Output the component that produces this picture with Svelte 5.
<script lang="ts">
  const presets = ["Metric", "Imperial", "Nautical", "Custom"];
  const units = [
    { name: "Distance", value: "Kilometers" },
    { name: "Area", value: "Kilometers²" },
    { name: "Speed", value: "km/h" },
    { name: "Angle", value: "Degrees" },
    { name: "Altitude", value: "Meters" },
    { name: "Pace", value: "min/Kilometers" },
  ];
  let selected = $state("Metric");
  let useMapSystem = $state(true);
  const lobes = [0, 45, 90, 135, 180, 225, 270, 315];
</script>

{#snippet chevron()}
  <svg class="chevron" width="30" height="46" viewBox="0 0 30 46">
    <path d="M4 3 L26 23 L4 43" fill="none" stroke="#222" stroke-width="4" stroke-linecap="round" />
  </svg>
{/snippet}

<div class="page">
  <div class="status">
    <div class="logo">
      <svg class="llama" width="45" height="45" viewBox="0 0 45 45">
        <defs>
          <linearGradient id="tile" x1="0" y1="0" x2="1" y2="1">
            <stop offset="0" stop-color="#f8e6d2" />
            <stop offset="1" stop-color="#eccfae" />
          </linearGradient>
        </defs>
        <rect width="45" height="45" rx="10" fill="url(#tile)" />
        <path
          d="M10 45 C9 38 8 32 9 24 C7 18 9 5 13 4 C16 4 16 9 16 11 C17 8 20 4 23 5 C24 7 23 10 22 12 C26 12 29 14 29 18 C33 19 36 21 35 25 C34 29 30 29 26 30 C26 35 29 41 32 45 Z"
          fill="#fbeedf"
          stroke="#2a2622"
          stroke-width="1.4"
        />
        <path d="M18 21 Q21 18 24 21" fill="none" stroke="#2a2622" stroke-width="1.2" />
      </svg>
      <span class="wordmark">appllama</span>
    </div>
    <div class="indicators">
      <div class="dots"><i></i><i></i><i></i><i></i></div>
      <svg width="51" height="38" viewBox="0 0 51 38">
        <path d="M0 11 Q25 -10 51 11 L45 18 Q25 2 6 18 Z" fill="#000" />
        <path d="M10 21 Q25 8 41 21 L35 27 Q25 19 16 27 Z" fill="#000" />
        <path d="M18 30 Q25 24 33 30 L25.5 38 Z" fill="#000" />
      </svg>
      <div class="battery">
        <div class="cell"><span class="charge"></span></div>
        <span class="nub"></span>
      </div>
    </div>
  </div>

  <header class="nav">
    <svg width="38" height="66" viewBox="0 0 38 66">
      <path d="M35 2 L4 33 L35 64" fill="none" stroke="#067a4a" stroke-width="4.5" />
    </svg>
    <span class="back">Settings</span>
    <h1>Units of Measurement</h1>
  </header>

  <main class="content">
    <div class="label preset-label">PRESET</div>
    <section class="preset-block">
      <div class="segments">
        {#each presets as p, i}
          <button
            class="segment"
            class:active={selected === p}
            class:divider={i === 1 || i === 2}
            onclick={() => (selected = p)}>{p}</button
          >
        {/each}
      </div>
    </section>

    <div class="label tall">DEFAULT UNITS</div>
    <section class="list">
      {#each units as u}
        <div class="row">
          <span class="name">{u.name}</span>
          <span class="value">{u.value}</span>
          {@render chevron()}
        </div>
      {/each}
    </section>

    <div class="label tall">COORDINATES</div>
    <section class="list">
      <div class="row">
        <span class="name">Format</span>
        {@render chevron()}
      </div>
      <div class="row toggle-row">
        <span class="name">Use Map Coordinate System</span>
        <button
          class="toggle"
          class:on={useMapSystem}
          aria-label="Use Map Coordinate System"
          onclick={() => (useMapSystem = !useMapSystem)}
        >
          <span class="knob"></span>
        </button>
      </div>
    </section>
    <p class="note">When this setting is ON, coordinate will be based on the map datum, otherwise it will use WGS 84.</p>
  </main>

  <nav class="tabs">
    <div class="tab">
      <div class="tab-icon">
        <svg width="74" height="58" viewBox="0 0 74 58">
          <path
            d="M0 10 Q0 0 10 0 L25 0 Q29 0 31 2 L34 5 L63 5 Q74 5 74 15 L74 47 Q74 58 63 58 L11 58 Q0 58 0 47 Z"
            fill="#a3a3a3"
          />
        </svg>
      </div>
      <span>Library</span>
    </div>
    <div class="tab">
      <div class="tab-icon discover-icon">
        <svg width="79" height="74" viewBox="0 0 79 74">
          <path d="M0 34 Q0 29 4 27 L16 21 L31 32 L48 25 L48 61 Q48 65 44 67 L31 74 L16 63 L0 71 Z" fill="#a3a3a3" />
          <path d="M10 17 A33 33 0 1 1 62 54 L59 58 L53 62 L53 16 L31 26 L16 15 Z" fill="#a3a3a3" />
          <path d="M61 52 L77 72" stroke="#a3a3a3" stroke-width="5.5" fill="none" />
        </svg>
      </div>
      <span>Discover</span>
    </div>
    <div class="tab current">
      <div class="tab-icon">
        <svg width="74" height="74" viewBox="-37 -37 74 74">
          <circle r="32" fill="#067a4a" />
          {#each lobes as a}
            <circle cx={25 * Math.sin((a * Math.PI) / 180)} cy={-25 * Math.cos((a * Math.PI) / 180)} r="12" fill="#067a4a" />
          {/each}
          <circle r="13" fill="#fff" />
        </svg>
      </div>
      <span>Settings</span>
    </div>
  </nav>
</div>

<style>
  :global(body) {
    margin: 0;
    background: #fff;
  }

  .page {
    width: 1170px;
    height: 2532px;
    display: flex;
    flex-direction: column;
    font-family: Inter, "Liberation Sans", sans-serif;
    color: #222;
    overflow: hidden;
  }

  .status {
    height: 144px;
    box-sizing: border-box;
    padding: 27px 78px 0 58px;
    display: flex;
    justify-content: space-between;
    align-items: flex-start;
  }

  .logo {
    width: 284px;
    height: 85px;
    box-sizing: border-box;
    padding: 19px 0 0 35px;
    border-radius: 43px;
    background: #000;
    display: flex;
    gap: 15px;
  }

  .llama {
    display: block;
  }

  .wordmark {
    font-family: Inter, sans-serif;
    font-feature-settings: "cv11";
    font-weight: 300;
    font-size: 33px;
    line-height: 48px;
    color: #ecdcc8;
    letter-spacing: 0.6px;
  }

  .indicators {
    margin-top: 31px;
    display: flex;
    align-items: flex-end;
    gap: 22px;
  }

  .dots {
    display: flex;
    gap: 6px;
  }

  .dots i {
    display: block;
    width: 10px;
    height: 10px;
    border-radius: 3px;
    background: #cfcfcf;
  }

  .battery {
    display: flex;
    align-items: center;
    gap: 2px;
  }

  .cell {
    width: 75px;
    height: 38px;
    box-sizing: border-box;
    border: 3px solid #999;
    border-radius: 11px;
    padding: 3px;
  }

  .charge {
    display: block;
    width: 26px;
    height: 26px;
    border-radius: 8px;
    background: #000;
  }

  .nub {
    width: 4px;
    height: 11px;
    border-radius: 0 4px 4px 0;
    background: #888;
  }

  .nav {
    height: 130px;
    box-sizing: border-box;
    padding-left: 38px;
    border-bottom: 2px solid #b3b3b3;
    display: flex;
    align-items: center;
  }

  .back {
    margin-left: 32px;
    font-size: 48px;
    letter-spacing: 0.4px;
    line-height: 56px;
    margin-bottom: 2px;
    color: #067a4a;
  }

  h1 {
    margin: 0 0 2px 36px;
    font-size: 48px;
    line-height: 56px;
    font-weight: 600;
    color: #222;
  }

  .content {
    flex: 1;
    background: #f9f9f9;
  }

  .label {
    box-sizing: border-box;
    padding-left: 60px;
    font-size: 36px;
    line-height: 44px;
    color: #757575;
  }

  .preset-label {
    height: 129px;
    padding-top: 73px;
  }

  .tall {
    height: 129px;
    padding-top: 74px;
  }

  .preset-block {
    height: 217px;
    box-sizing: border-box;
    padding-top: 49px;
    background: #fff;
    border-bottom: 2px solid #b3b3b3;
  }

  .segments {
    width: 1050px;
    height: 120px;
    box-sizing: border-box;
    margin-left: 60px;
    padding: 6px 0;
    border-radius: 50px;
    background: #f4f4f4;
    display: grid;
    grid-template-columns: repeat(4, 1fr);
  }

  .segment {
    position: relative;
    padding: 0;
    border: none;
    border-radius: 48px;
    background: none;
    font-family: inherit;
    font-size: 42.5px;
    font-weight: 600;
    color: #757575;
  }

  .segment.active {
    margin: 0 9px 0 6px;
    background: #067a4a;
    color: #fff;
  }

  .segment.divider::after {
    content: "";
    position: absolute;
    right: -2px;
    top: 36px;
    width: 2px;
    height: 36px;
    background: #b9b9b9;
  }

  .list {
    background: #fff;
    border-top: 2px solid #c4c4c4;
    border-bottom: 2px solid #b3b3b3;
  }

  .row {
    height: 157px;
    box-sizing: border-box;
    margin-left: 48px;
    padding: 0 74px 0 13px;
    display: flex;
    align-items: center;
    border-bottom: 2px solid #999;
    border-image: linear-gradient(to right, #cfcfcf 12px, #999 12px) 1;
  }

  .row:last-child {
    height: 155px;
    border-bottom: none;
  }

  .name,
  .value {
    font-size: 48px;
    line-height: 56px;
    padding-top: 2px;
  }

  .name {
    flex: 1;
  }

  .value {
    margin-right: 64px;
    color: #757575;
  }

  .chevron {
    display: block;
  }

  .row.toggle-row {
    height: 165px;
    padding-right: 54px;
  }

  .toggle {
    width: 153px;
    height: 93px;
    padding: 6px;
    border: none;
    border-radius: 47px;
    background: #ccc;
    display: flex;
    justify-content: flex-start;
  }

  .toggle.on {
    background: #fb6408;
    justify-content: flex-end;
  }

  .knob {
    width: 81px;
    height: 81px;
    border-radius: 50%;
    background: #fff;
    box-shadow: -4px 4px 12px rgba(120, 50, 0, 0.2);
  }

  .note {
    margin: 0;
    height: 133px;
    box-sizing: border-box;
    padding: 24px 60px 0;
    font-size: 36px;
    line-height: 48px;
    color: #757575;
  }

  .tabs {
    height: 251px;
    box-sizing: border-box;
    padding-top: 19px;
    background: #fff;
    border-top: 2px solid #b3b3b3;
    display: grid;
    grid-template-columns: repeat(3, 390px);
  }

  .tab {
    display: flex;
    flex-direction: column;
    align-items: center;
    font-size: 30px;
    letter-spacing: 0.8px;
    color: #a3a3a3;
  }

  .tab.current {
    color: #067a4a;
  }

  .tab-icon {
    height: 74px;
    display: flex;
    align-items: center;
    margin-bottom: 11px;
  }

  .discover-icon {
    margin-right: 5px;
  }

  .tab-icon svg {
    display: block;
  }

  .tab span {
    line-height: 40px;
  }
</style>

◆ **Written task**:
Which lines hold the string "this"? Copy all of them from the data above.

◆ **Task solution**:
Output the component that produces this picture with Svelte 5.
    <p class="note">When this setting is ON, coordinate will be based on the map datum, otherwise it will use WGS 84.</p>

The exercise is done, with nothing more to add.